Reading contemporary newspaper reports what is immediately striking is how the refugees were portrayed. For, although the international effort was being coordinated under the newly created UNHCR, the discourse in Britain did not centre around the Hungarians’ rights under the 1951 Convention. The language used by the press, the government and reception workers was not one of obligation under international law, but rather of welcome based on an understanding of the refugees as anti-Soviet and vulnerable. Despite approximately two thirds of Hungarian refugees being young men, it was ‘bewildered’, ‘small’ or ‘sick’ women, children and the elderly who were most often depicted.

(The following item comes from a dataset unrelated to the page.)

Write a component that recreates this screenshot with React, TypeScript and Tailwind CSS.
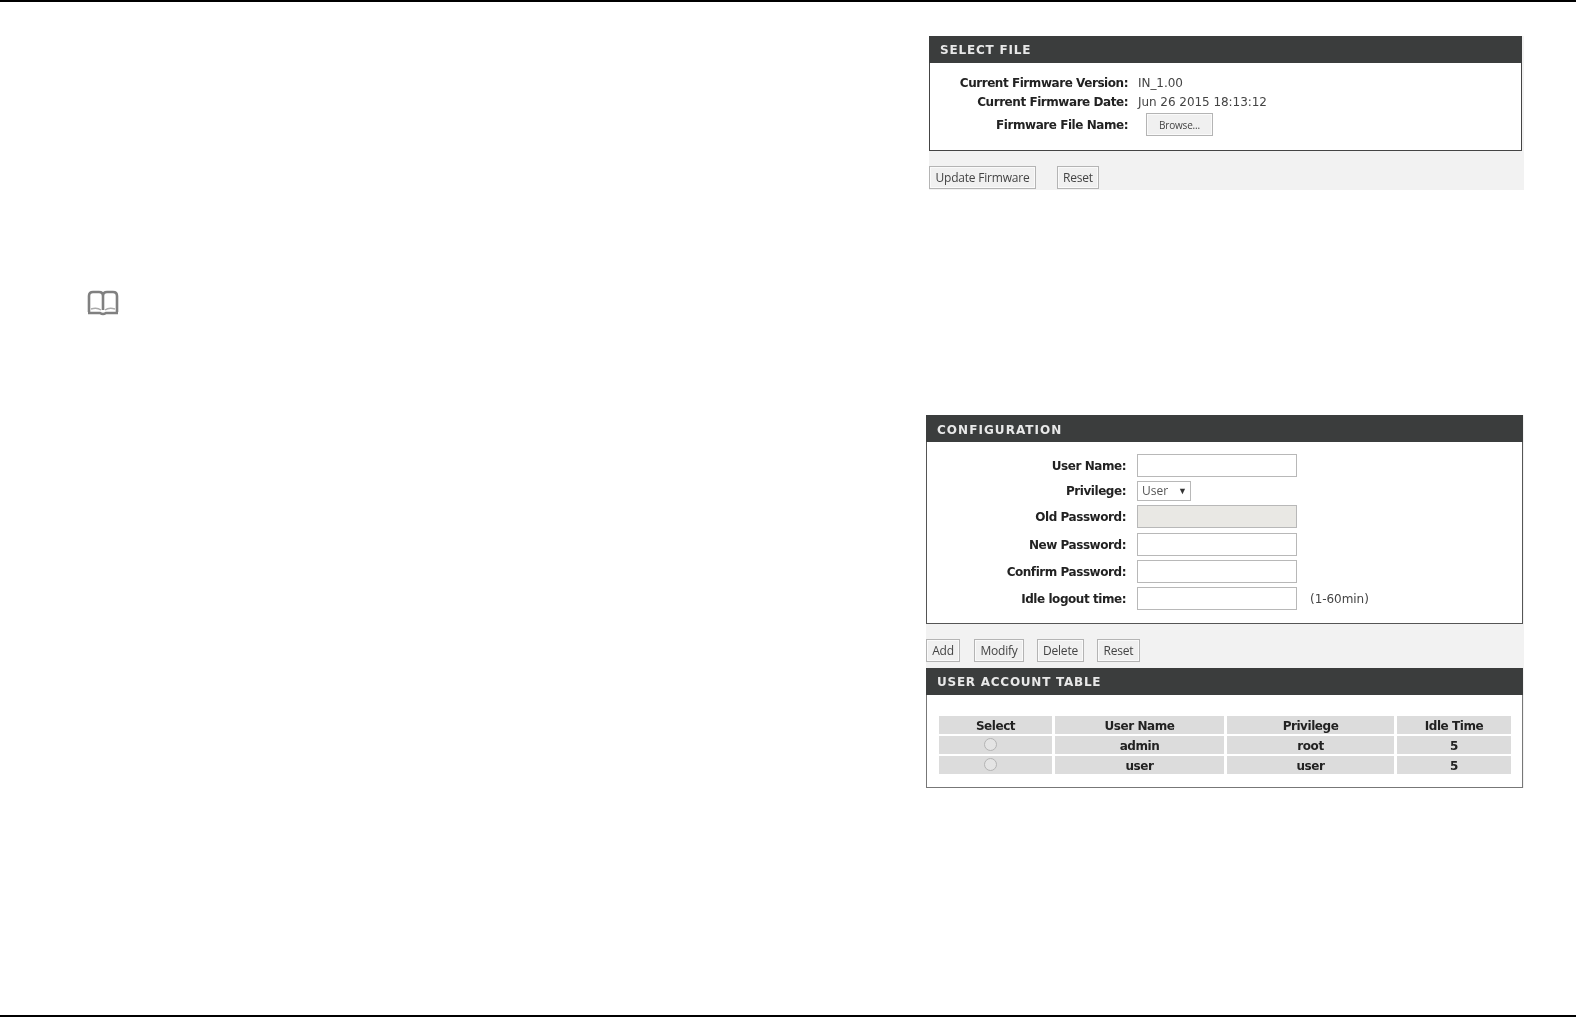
const label = "text-right text-[12px] font-bold text-[#222] tracking-[-0.45px] font-['DejaVu_Sans',sans-serif] leading-none pt-[2px]";
const labelUp = "text-right text-[12px] font-bold text-[#222] tracking-[-0.45px] font-['DejaVu_Sans',sans-serif] leading-none";
const plain = "text-[12px] text-[#444] font-['DejaVu_Sans',sans-serif] tracking-[-0.05px] leading-none pt-[2px]";

function Btn({ label: text, w, small }: { label: string; w: string; small?: boolean }) {
  return (
    <div className={`${w} h-[23px] flex items-center justify-center border border-[#b4b4b4] bg-[#f0f0f0] ${small ? "text-[10px] pt-[2px]" : "text-[12px]"} text-[#444] font-['Open_Sans',sans-serif] tracking-[-0.2px] shadow-[inset_0_0_0_1px_#fafafa]`}>
      {text}
    </div>
  );
}

function Header({ title, track, pad }: { title: string; track: string; pad: string }) {
  return (
    <div className={`h-[27px] bg-[#3b3d3d] flex items-center pl-[11px] ${pad} text-[12px] font-bold ${track} text-[#e8e8e8] font-['DejaVu_Sans',sans-serif]`}>
      {title}
    </div>
  );
}

function FwRow({ name, value }: { name: string; value: string }) {
  return (
    <div className="flex items-center h-[19px]">
      <div className={`w-[198px] ${label}`}>{name}</div>
      <div className={`ml-[10px] ${plain}`}>{value}</div>
    </div>
  );
}

function Field({ name, disabled, note, h }: { name: string; disabled?: boolean; note?: string; h: string }) {
  return (
    <div className={`flex items-center ${h}`}>
      <div className={`w-[199px] ${labelUp}`}>{name}</div>
      <div className={`ml-[11px] w-[160px] h-[23px] border border-[#b8b8b8] ${disabled ? "bg-[#e9e8e4]" : "bg-white"}`} />
      {note && <div className={`ml-[13px] text-[12px] text-[#444] font-['DejaVu_Sans',sans-serif] tracking-[-0.05px] leading-none`}>{note}</div>}
    </div>
  );
}

function Radio() {
  return <div className="w-[13px] h-[13px] -ml-[10px] -mt-[3px] rounded-full border border-[#b4b4b4] bg-[#e4e4e4]" />;
}

const cell = "h-[18px] bg-[#dcdcdc] flex items-center justify-center text-[12px] font-bold text-[#222] tracking-[-0.45px] font-['DejaVu_Sans',sans-serif] leading-none pt-[2px]";

export default function App() {
  return (
    <div className="h-[1017px] bg-white flex flex-col">
      <div className="h-[2px] bg-black" />
      <div className="flex-1 flex blur-[0.4px]">
        <div className="w-[926px] pl-[87px] pt-[288px]">
          <svg width="32" height="26" viewBox="0 0 32 26" fill="none" stroke="#808080" strokeWidth="2.6">
            <path d="M2 22 V6 Q2 2 6 2 H12 Q16 2 16 6 Q16 2 20 2 H26 Q30 2 30 6 V22" />
            <path d="M16 6 V20" />
            <path d="M1 23 H13 Q16 25 19 23 H31" />
            <path d="M4 19 Q10 17 14 20 M18 20 Q22 17 28 19" strokeWidth="1.4" stroke="#aaaaaa" />
          </svg>
        </div>
        <div className="w-[598px] pt-[34px]">
          <section className="ml-[3px] w-[595px] h-[154px] bg-[#f2f2f2]">
            <div className="w-[593px] border border-[#444] border-t-0 bg-white h-[115px]">
              <div className="-mx-px">
                <Header title="SELECT FILE" track="tracking-[0.8px]" pad="pt-[1px]" />
              </div>
              <div className="pt-[9px]">
                <FwRow name="Current Firmware Version:" value="IN_1.00" />
                <FwRow name="Current Firmware Date:" value="Jun 26 2015 18:13:12" />
                <div className="flex items-center h-[24px] mt-[2px]">
                  <div className={`w-[198px] ${label}`}>Firmware File Name:</div>
                  <div className="ml-[18px]"><Btn label="Browse..." w="w-[67px]" small /></div>
                </div>
              </div>
            </div>
            <div className="flex gap-[21px] pt-[15px]">
              <Btn label="Update Firmware" w="w-[107px]" />
              <Btn label="Reset" w="w-[42px]" />
            </div>
          </section>

          <section className="mt-[225px] w-[598px] bg-[#f2f2f2]">
            <div className="w-[597px] bg-white border border-[#555] border-t-0 h-[209px]">
              <div className="-mx-px"><Header title="CONFIGURATION" track="tracking-[1.05px]" pad="pt-[2px]" /></div>
              <div className="pt-[11px]">
                <Field name="User Name:" h="h-[25px]" />
                <div className="flex items-center h-[26px]">
                  <div className={`w-[199px] ${labelUp}`}>Privilege:</div>
                  <div className="ml-[11px] w-[54px] h-[20px] border border-[#b8b8b8] bg-white flex items-center pl-[4px] text-[12px] text-[#555] font-['Open_Sans',sans-serif]">
                    User<span className="ml-[10px] text-[9px] text-[#333]">▼</span>
                  </div>
                </div>
                <Field name="Old Password:" disabled h="h-[25px]" />
                <Field name="New Password:" h="h-[27px] mt-[2px]" />
                <Field name="Confirm Password:" h="h-[27px]" />
                <Field name="Idle logout time:" note="(1-60min)" h="h-[27px]" />
              </div>
            </div>
            <div className="flex pt-[15px] h-[44px] items-start">
              <Btn label="Add" w="w-[34px]" />
              <div className="ml-[14px]"><Btn label="Modify" w="w-[50px]" /></div>
              <div className="ml-[13px]"><Btn label="Delete" w="w-[47px]" /></div>
              <div className="ml-[13px]"><Btn label="Reset" w="w-[43px]" /></div>
            </div>
            <div className="w-[597px] bg-white border border-[#777] border-t-0 h-[120px]">
              <div className="-mx-px"><Header title="USER ACCOUNT TABLE" track="tracking-[0.75px]" pad="pt-[0px]" /></div>
              <div className="pt-[21px] pl-[12px]">
                <div className="grid grid-cols-[113px_169px_167px_114px] gap-x-[3px] gap-y-[2px]">
                  {["Select", "User Name", "Privilege", "Idle Time"].map((t) => (
                    <div key={t} className={cell}>{t}</div>
                  ))}
                  <div className={cell}><Radio /></div>
                  <div className={cell}>admin</div>
                  <div className={cell}>root</div>
                  <div className={cell}>5</div>
                  <div className={cell}><Radio /></div>
                  <div className={cell}>user</div>
                  <div className={cell}>user</div>
                  <div className={cell}>5</div>
                </div>
              </div>
            </div>
          </section>
        </div>
      </div>
      <div className="h-[2px] bg-black" />
    </div>
  );
}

This narrative of the welcoming of vulnerable or deserving refugees from Communism was reinforced by the ways in which the British constructed their own role in the process. For every mention of how these ‘welcome guests’ were ‘heroic freedom fighters’, there was another situating Britain as a moral leader on the international stage rescuing the Hungarians as part of its ‘tradition’ of welcoming ‘fighters for liberty’. First-hand accounts from Women’s Voluntary Service (WVS) volunteers universally depicted them as ‘cheerful’ and ‘stalwart’, ever ‘working tirelessly’ and ‘creating order out of chaos’ while ‘taking things in their stride’. Where there were ‘difficulties’, they were brushed over. ‘Disgruntled’ refugees might sometimes have been ‘trying’, but with patience any ‘misunderstanding’ was surmounted by the redoubtable WVS worker and a cup of tea. Overall, the conventional expectation of the volunteer-refugee interaction was of beneficent giving on the part of the British and gratifying appreciation on the part of the refugees. One volunteer at the end of the process reflected how her group had received a number of letters ‘expressing grateful thanks for our help’, and how ‘women have broken down, and… men have kissed our hands’. While admitting that there were ‘a number who have shown no gratitude at all’, fortunately these were ‘in the minority’, and overall, the volunteer declared, her experience was ‘very well worthwhile’. This was not in a discourse of refugee rights under international law and within the newly constructed welfare state.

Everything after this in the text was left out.